Les associations environnementales préconisent au contraire une multitude de projets de cogénérations biomasse, à échelle locale, ce qui crée une forte plus-value pour l‘économie locale selon une dimension territoriale et permet une récupération utile de la chaleur fatale de la production électrique.
Certificats verts ou aide à l’investissement ?
Autre point de critique : l’option proposée par le Gouvernement wallon de recourir au système des certificats verts (CV) plutôt qu’à un subventionnement classique (aide à l’investissement). D’abord parce que le mécanisme des CV est, en principe, limité aux installations biomasse de moins de 20 MW. Ensuite parce qu’une future centrale de 200 MW ne peut pas être soutenue de manière similaire à des installations photovoltaïques, à des éoliennes ou à de petites unités de biomasse.
Pour faire sauter le verrou des 20 MW et autoriser une telle démarche, un projet de décret (modifiant l’article 38 du décret électricité) a été soumis au Parlement wallon début mars. Il autorise le Gouvernement à lancer un appel à projets pour une ou plusieurs installations de production d’électricité à partir de biomasse solide d’une puissance supérieure à 20 MW. Et de proposer au lauréat des certificats verts pour une puissance produite pouvant aller jusqu’à 200 MW.

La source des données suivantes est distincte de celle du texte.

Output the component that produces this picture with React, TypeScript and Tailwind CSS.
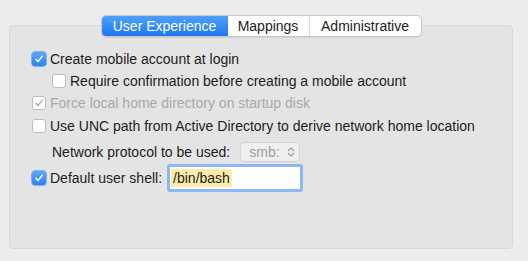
import React from "react";

// small mac-style checkbox
type CheckProps = { checked?: boolean; disabled?: boolean };

const Check: React.FC<CheckProps> = ({ checked, disabled }) => {
    if (checked && !disabled) {
        return (
            <span className="flex h-[14px] w-[14px] shrink-0 items-center justify-center rounded-[3px] bg-gradient-to-b from-[#5aa6fb] to-[#2b84f4] shadow-[0_0_0_0.5px_#2a78e0]">
                <svg width="10" height="10" viewBox="0 0 10 10" fill="none">
                    <path d="M2 5.3 L4 7.6 L8.2 2.2" stroke="white" strokeWidth="1.5" strokeLinecap="round" strokeLinejoin="round" />
                </svg>
            </span>
        );
    }
    return (
        <span className="flex h-[14px] w-[14px] shrink-0 items-center justify-center rounded-[3px] border border-[#bdbdbd] bg-white">
            {checked && (
                <svg width="10" height="10" viewBox="0 0 10 10" fill="none">
                    <path d="M2 5.3 L4 7.6 L8.2 2.2" stroke="#a9a9a9" strokeWidth="1.3" strokeLinecap="round" strokeLinejoin="round" />
                </svg>
            )}
        </span>
    );
};

const Row: React.FC<{ children: React.ReactNode; className?: string }> = ({ children, className }) => (
    <div className={`flex items-center gap-[4px] ${className ?? ""}`}>{children}</div>
);

const App: React.FC = () => {
    return (
        <div
            className="h-[261px] w-[528px] bg-[#ececec] pl-[9px] text-[14px] leading-[16px] text-[#1c1c1c]"
            style={{ fontFamily: '"Liberation Sans", Arial, sans-serif' }}
        >
            <div className="flex w-[504px] flex-col items-center">
                {/* tabs */}
                <div className="relative z-10 mt-[15px] flex h-[22px] overflow-hidden rounded-[5px] border border-[#c8c8c8] bg-white shadow-[0_1px_1px_rgba(0,0,0,0.08)]">
                    <div className="flex w-[126px] items-center justify-center bg-gradient-to-b from-[#4fa0fa] to-[#1b77f1] text-white">
                        User Experience
                    </div>
                    <div className="flex w-[82px] items-center justify-center border-r border-[#d6d6d6]">Mappings</div>
                    <div className="flex w-[111px] items-center justify-center">Administrative</div>
                </div>

                {/* panel */}
                <div className="-mt-[12px] flex h-[224px] w-[504px] flex-col rounded-[4px] border border-[#d8d8d8] bg-[#e4e4e4] pl-[22px] pt-[25px]">
                    <Row>
                        <Check checked />
                        <span>Create mobile account at login</span>
                    </Row>
                    <Row className="ml-[20px] mt-[6px]">
                        <Check />
                        <span>Require confirmation before creating a mobile account</span>
                    </Row>
                    <Row className="mt-[6px]">
                        <Check checked disabled />
                        <span className="text-[#a9a9a9]">Force local home directory on startup disk</span>
                    </Row>
                    <Row className="mt-[7px]">
                        <Check />
                        <span>Use UNC path from Active Directory to derive network home location</span>
                    </Row>
                    <div className="ml-[20px] mt-[8px] flex items-center gap-[10px]">
                        <span>Network protocol to be used:</span>
                        <div className="flex h-[20px] w-[60px] items-center justify-between rounded-[4px] border border-[#d3d3d3] bg-[#efefef] pl-[8px] pr-[4px] text-[#9d9d9d]">
                            <span>smb:</span>
                            <svg width="8" height="12" viewBox="0 0 8 12" fill="none">
                                <path d="M1.5 4.5 L4 2 L6.5 4.5 M1.5 7.5 L4 10 L6.5 7.5" stroke="#a0a0a0" strokeWidth="1.2" strokeLinecap="round" strokeLinejoin="round" />
                            </svg>
                        </div>
                    </div>
                    <div className="mt-[2px] flex items-center">
                        <Check checked />
                        <span className="ml-[4px]">Default user shell:</span>
                        <div className="ml-[5px] flex h-[28px] w-[136px] items-center rounded-[3px] border-[3px] border-[#8cb8f3] bg-white pl-[1px]">
                            <span className="bg-[#fcecaa] px-[2px] leading-[18px]">/bin/bash</span>
                        </div>
                    </div>
                </div>
            </div>
        </div>
    );
};

export default App;
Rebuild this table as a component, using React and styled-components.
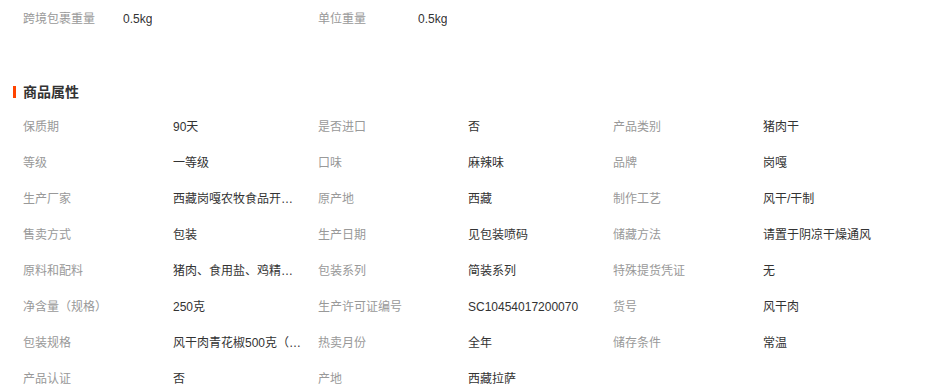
import React from "react"
import styled, { createGlobalStyle } from "styled-components"

const GlobalStyle = createGlobalStyle`
  body {
    margin: 0;
    background: #fff;
    font-family: "Liberation Sans", "Noto Sans CJK SC", sans-serif;
    font-size: 12px;
    color: #333;
  }
`

const weights = [
  ["跨境包裹重量", "0.5kg"],
  ["单位重量", "0.5kg"],
]

const attrs = [
  ["保质期", "90天"],
  ["是否进口", "否"],
  ["产品类别", "猪肉干"],
  ["等级", "一等级"],
  ["口味", "麻辣味"],
  ["品牌", "岗嘎"],
  ["生产厂家", "西藏岗嘎农牧食品开发有限公司"],
  ["原产地", "西藏"],
  ["制作工艺", "风干/干制"],
  ["售卖方式", "包装"],
  ["生产日期", "见包装喷码"],
  ["储藏方法", "请置于阴凉干燥通风"],
  ["原料和配料", "猪肉、食用盐、鸡精、辣椒、花椒"],
  ["包装系列", "简装系列"],
  ["特殊提货凭证", "无"],
  ["净含量（规格）", "250克"],
  ["生产许可证编号", "SC10454017200070"],
  ["货号", "风干肉"],
  ["包装规格", "风干肉青花椒500克（袋装）"],
  ["热卖月份", "全年"],
  ["储存条件", "常温"],
  ["产品认证", "否"],
  ["产地", "西藏拉萨"],
]

const App = () => {
  return (
    <Page>
      <GlobalStyle />
      <WeightRow>
        {weights.map(([k, v]) => (
          <WeightItem key={k}>
            <WeightLabel>{k}</WeightLabel>
            <Value>{v}</Value>
          </WeightItem>
        ))}
      </WeightRow>
      <Section>
        <Title>商品属性</Title>
        <AttrGrid>
          {attrs.map(([k, v]) => (
            <React.Fragment key={k}>
              <Label>{k}</Label>
              <Value title={v}>{v}</Value>
            </React.Fragment>
          ))}
        </AttrGrid>
      </Section>
    </Page>
  )
}

const Page = styled.div`
  width: 928px;
  height: 387px;
  overflow: hidden;
`

const WeightRow = styled.div`
  display: flex;
  height: 38px;
  align-items: center;
  padding-left: 23px;
`

const WeightItem = styled.div`
  display: flex;
  width: 295px;
`

const WeightLabel = styled.span`
  width: 100px;
  color: #999;
  line-height: 16px;
`

const Section = styled.div`
  margin-top: 44px;
`

const Title = styled.h3`
  position: relative;
  margin: 0;
  padding-left: 23px;
  height: 20px;
  line-height: 20px;
  font-size: 14px;
  font-weight: bold;
  color: #333;

  &::before {
    content: "";
    position: absolute;
    left: 13px;
    top: 4px;
    width: 3px;
    height: 12px;
    background: #ff4400;
  }
`

const AttrGrid = styled.div`
  display: grid;
  grid-template-columns: repeat(3, 150px 145px);
  grid-auto-rows: 36px;
  align-items: center;
  margin-top: 7px;
  padding-left: 23px;
`

const Label = styled.span`
  color: #999;
  line-height: 16px;
  white-space: nowrap;
`

const Value = styled.span`
  display: block;
  color: #333;
  line-height: 16px;
  max-width: 131px;
  white-space: nowrap;
  overflow: hidden;
  text-overflow: ellipsis;
`

export default App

Les conditions de soutien sont définies par une enveloppe annuelle de certificats verts. Selon l’Arrêté du Gouvernement wallon paru fin décembre 2015, l’enveloppe dédiée à la biomasse solide est d’ores et déjà limitée à 1.028.160 CV/an. Ce qui, théoriquement, devrait ramener le soutien annuel à quelques 65 millions d’euros au maximum.
Un cahier des charges détaillé
Mais le Gouvernement n’entend pas acheter un chat dans un sac. Cette aide devrait être assortie de conditions draconiennes formulées dans un cahier des charges actuellement en voie de finalisation. Tout y sera détaillé et analysé par la CWaPE et les administrations concernées : quantité et prix de l’électricité produite, plan approvisionnement en biomasse durable, traçabilité, intégration au territoire wallon, conflits d’usage éventuels, etc.
Sur base des futures réponses, un jury d’experts établira un classement des projets candidats. La décision finale devrait tomber au cours du premier trimestre 2017. Ce planning serré est notamment justifié par la sortie du nucléaire qui impose une entrée en lice de la (ou les) future(s) centrale(s) biomasse autour de 2022/2023.
Pour rencontrer les critiques qui n’ont cessé de fuser tout au long de l’élaboration de ce projet, le gouvernement parle désormais d’étape transitoire et nécessaire. Et il se veut très ouvert sur le schéma industriel qui aura sa préférence.
Ouverture sur le schéma industriel
A ceux qui redoutent une prise de pouvoir d’un opérateur d’envergure internationale et une mise à l’écart de projets plus locaux, l’Administration wallonne souligne qu’elle ne ferme pas la porte aux consortiums. Rien n’interdit, précise-t-elle, une association regroupant plusieurs unités de production supérieures à 20 MW.
L’objectif, précise-t-elle, n’est pas de consommer toute l’enveloppe de certificats verts prévue mais de dégager un maximum d’énergie bois pour un soutien public minimal (le taux de rentabilité maximum est fixé à 9%). Mais pas question de sélectionner plusieurs candidats et de répartir l’enveloppe. La formule CV permet à tout le moins de limiter le soutien public à la seule électricité réellement produite, quel que soit le destin du projet industriel (des pénalités sont prévues en cas d’arrêt de la production garantie par le candidat).
A bien y regarder, cet appel à projet ressemble fort à un appel à l’aide au secteur privé. Dans l’espoir que celui-ci sortira de son chapeau une formule biomasse se rapprochant des objectifs wallons en matière de renouvelable, tout en répondant aux questions qui se posent en matière d’environnement, de valorisation de la chaleur et de dépendance énergétique.